_Work instructions_.
Write out the data below exactly as given, without any of its pictures.

_Provided material_.
- - -

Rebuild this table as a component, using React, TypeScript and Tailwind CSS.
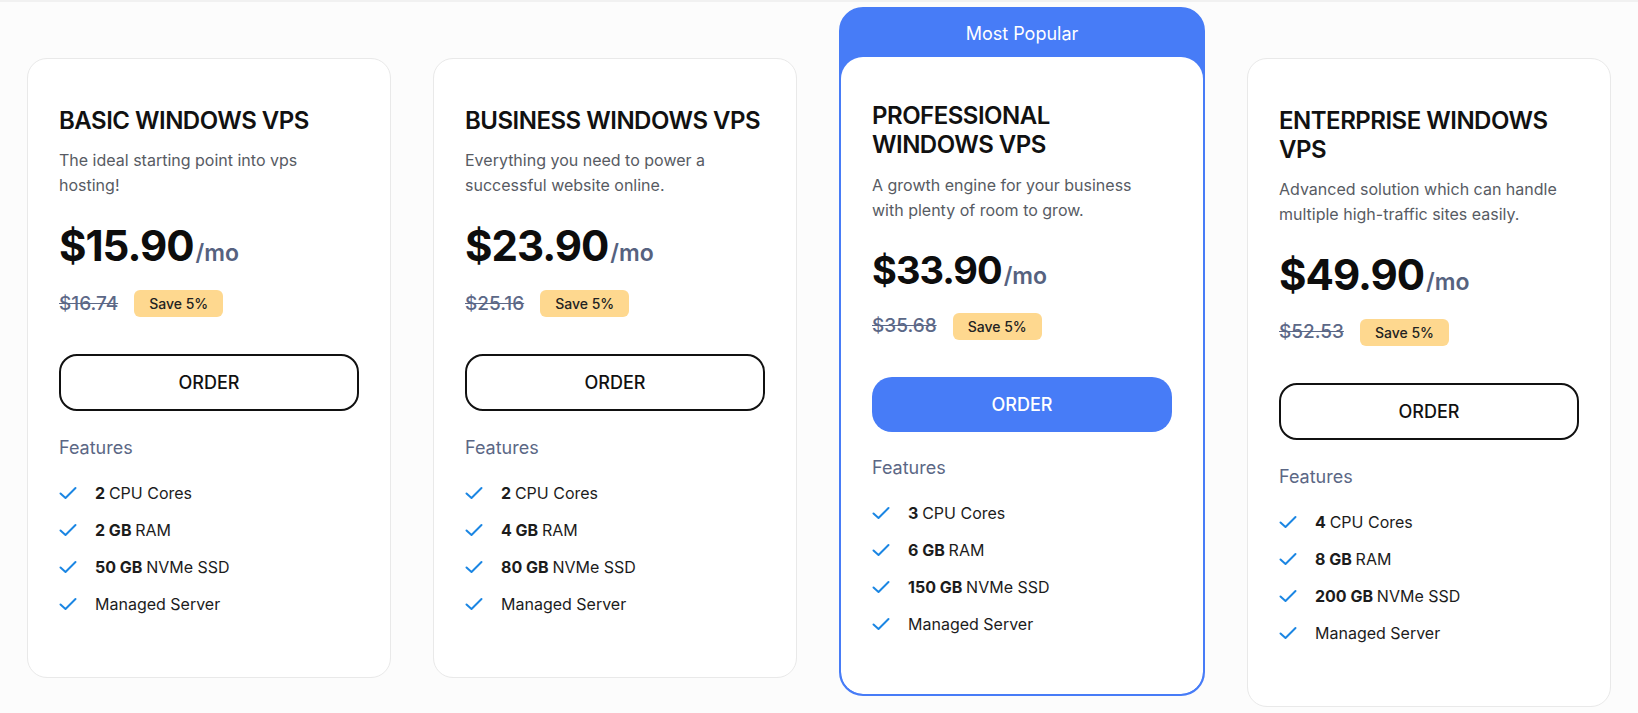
import { ReactNode } from "react";

type Plan = {
  name: string;
  desc: string;
  price: string;
  old: string;
  cpu: string;
  ram: string;
  ssd: string;
  popular?: boolean;
};

const plans: Plan[] = [
  { name: "BASIC WINDOWS VPS", desc: "The ideal starting point into vps hosting!", price: "$15.90", old: "$16.74", cpu: "2", ram: "2 GB", ssd: "50 GB" },
  { name: "BUSINESS WINDOWS VPS", desc: "Everything you need to power a successful website online.", price: "$23.90", old: "$25.16", cpu: "2", ram: "4 GB", ssd: "80 GB" },
  { name: "PROFESSIONAL WINDOWS VPS", desc: "A growth engine for your business with plenty of room to grow.", price: "$33.90", old: "$35.68", cpu: "3", ram: "6 GB", ssd: "150 GB", popular: true },
  { name: "ENTERPRISE WINDOWS VPS", desc: "Advanced solution which can handle multiple high-traffic sites easily.", price: "$49.90", old: "$52.53", cpu: "4", ram: "8 GB", ssd: "200 GB" },
];

function CheckIcon() {
  return (
    <svg width="18" height="14" viewBox="0 0 18 14" fill="none" className="shrink-0">
      <path d="M1.5 7.5 L6.5 12 L16.5 2" stroke="#1b86e3" strokeWidth="2" strokeLinecap="round" strokeLinejoin="round" />
    </svg>
  );
}

function Feature({ bold, children }: { bold?: string; children: ReactNode }) {
  return (
    <li className="flex items-center h-6 text-[16px] text-[#1c1c1c]">
      <span className="w-[36px] flex"><CheckIcon /></span>
      <span>
        {bold && <span className="font-bold">{bold} </span>}
        {children}
      </span>
    </li>
  );
}

function PlanBody({ p }: { p: Plan }) {
  return (
    <div className={`px-[31px] ${p.popular ? "pt-[45px] pb-[58px]" : "pt-[48px] pb-[61px]"}`}>
      <h3 className="text-[24px] leading-[28.8px] font-semibold text-[#111] tracking-[-0.5px]">{p.name}</h3>
      <p className={`${p.popular ? "mt-[13px]" : "mt-[12px]"} text-[16px] leading-[25px] text-[#575b63] pr-4`}>{p.desc}</p>

      <div className={`flex items-baseline ${p.popular ? "mt-[28px]" : "mt-[27px]"}`}>
        <span
          className={`font-bold text-[#0d0d0d] tracking-[-1px] ${
            p.popular ? "text-[38px] leading-[38px]" : "text-[42px] leading-[42px]"
          }`}
        >
          {p.price}
        </span>
        <span className="ml-[2px] text-[23px] font-semibold text-[#56627f]">/mo</span>
      </div>

      <div className={`flex items-center gap-4 h-[27px] ${p.popular ? "mt-[20px]" : "mt-5"}`}>
        <span className="text-[19px] font-medium text-[#5c6887] line-through">{p.old}</span>
        <span className="h-[27px] px-[15px] flex items-center rounded-md bg-[#fed88f] text-[14px] font-medium text-[#222]">
          Save 5%
        </span>
      </div>

      {p.popular ? (
        <button className="mt-[37px] w-full h-[55px] rounded-[20px] bg-[#477cf7] text-white text-[18px] font-medium">
          ORDER
        </button>
      ) : (
        <button className="mt-[37px] w-full h-[57px] rounded-[18px] border-2 border-[#111] bg-white text-[#111] text-[18px] font-medium">
          ORDER
        </button>
      )}

      <div className={`${p.popular ? "mt-[22px]" : "mt-[23px]"} text-[18px] leading-[28px] text-[#5b6785]`}>Features</div>

      <ul className="mt-[19px] flex flex-col gap-[13px]">
        <Feature bold={p.cpu}>CPU Cores</Feature>
        <Feature bold={p.ram}>RAM</Feature>
        <Feature bold={p.ssd}>NVMe SSD</Feature>
        <Feature>Managed Server</Feature>
      </ul>
    </div>
  );
}

export default function App() {
  return (
    <div className="min-h-[713px] bg-[#fcfcfc] font-['Inter','Liberation_Sans',sans-serif] border-t-2 border-[#f1f1f1]">
      <div className="flex justify-center items-start gap-[42px] pt-[5px]">
        {plans.map((p) =>
          p.popular ? (
            <div key={p.name} className="w-[366px] rounded-[24px] border-2 border-[#477cf7] bg-[#477cf7] overflow-hidden">
              <div className="h-[48px] flex items-center justify-center text-white text-[18px]">Most Popular</div>
              <div className="bg-white rounded-[22px]">
                <PlanBody p={p} />
              </div>
            </div>
          ) : (
            <div key={p.name} className="w-[364px] mt-[51px] rounded-[20px] border border-[#e9e9e9] bg-white">
              <PlanBody p={p} />
            </div>
          )
        )}
      </div>
    </div>
  );
}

- - -

_Finished answer_.
Rebuild this table as a component, using React, TypeScript and Tailwind CSS.
import { ReactNode } from "react";

type Plan = {
  name: string;
  desc: string;
  price: string;
  old: string;
  cpu: string;
  ram: string;
  ssd: string;
  popular?: boolean;
};

const plans: Plan[] = [
  { name: "BASIC WINDOWS VPS", desc: "The ideal starting point into vps hosting!", price: "$15.90", old: "$16.74", cpu: "2", ram: "2 GB", ssd: "50 GB" },
  { name: "BUSINESS WINDOWS VPS", desc: "Everything you need to power a successful website online.", price: "$23.90", old: "$25.16", cpu: "2", ram: "4 GB", ssd: "80 GB" },
  { name: "PROFESSIONAL WINDOWS VPS", desc: "A growth engine for your business with plenty of room to grow.", price: "$33.90", old: "$35.68", cpu: "3", ram: "6 GB", ssd: "150 GB", popular: true },
  { name: "ENTERPRISE WINDOWS VPS", desc: "Advanced solution which can handle multiple high-traffic sites easily.", price: "$49.90", old: "$52.53", cpu: "4", ram: "8 GB", ssd: "200 GB" },
];

function CheckIcon() {
  return (
    <svg width="18" height="14" viewBox="0 0 18 14" fill="none" className="shrink-0">
      <path d="M1.5 7.5 L6.5 12 L16.5 2" stroke="#1b86e3" strokeWidth="2" strokeLinecap="round" strokeLinejoin="round" />
    </svg>
  );
}

function Feature({ bold, children }: { bold?: string; children: ReactNode }) {
  return (
    <li className="flex items-center h-6 text-[16px] text-[#1c1c1c]">
      <span className="w-[36px] flex"><CheckIcon /></span>
      <span>
        {bold && <span className="font-bold">{bold} </span>}
        {children}
      </span>
    </li>
  );
}

function PlanBody({ p }: { p: Plan }) {
  return (
    <div className={`px-[31px] ${p.popular ? "pt-[45px] pb-[58px]" : "pt-[48px] pb-[61px]"}`}>
      <h3 className="text-[24px] leading-[28.8px] font-semibold text-[#111] tracking-[-0.5px]">{p.name}</h3>
      <p className={`${p.popular ? "mt-[13px]" : "mt-[12px]"} text-[16px] leading-[25px] text-[#575b63] pr-4`}>{p.desc}</p>

      <div className={`flex items-baseline ${p.popular ? "mt-[28px]" : "mt-[27px]"}`}>
        <span
          className={`font-bold text-[#0d0d0d] tracking-[-1px] ${
            p.popular ? "text-[38px] leading-[38px]" : "text-[42px] leading-[42px]"
          }`}
        >
          {p.price}
        </span>
        <span className="ml-[2px] text-[23px] font-semibold text-[#56627f]">/mo</span>
      </div>

      <div className={`flex items-center gap-4 h-[27px] ${p.popular ? "mt-[20px]" : "mt-5"}`}>
        <span className="text-[19px] font-medium text-[#5c6887] line-through">{p.old}</span>
        <span className="h-[27px] px-[15px] flex items-center rounded-md bg-[#fed88f] text-[14px] font-medium text-[#222]">
          Save 5%
        </span>
      </div>

      {p.popular ? (
        <button className="mt-[37px] w-full h-[55px] rounded-[20px] bg-[#477cf7] text-white text-[18px] font-medium">
          ORDER
        </button>
      ) : (
        <button className="mt-[37px] w-full h-[57px] rounded-[18px] border-2 border-[#111] bg-white text-[#111] text-[18px] font-medium">
          ORDER
        </button>
      )}

      <div className={`${p.popular ? "mt-[22px]" : "mt-[23px]"} text-[18px] leading-[28px] text-[#5b6785]`}>Features</div>

      <ul className="mt-[19px] flex flex-col gap-[13px]">
        <Feature bold={p.cpu}>CPU Cores</Feature>
        <Feature bold={p.ram}>RAM</Feature>
        <Feature bold={p.ssd}>NVMe SSD</Feature>
        <Feature>Managed Server</Feature>
      </ul>
    </div>
  );
}

export default function App() {
  return (
    <div className="min-h-[713px] bg-[#fcfcfc] font-['Inter','Liberation_Sans',sans-serif] border-t-2 border-[#f1f1f1]">
      <div className="flex justify-center items-start gap-[42px] pt-[5px]">
        {plans.map((p) =>
          p.popular ? (
            <div key={p.name} className="w-[366px] rounded-[24px] border-2 border-[#477cf7] bg-[#477cf7] overflow-hidden">
              <div className="h-[48px] flex items-center justify-center text-white text-[18px]">Most Popular</div>
              <div className="bg-white rounded-[22px]">
                <PlanBody p={p} />
              </div>
            </div>
          ) : (
            <div key={p.name} className="w-[364px] mt-[51px] rounded-[20px] border border-[#e9e9e9] bg-white">
              <PlanBody p={p} />
            </div>
          )
        )}
      </div>
    </div>
  );
}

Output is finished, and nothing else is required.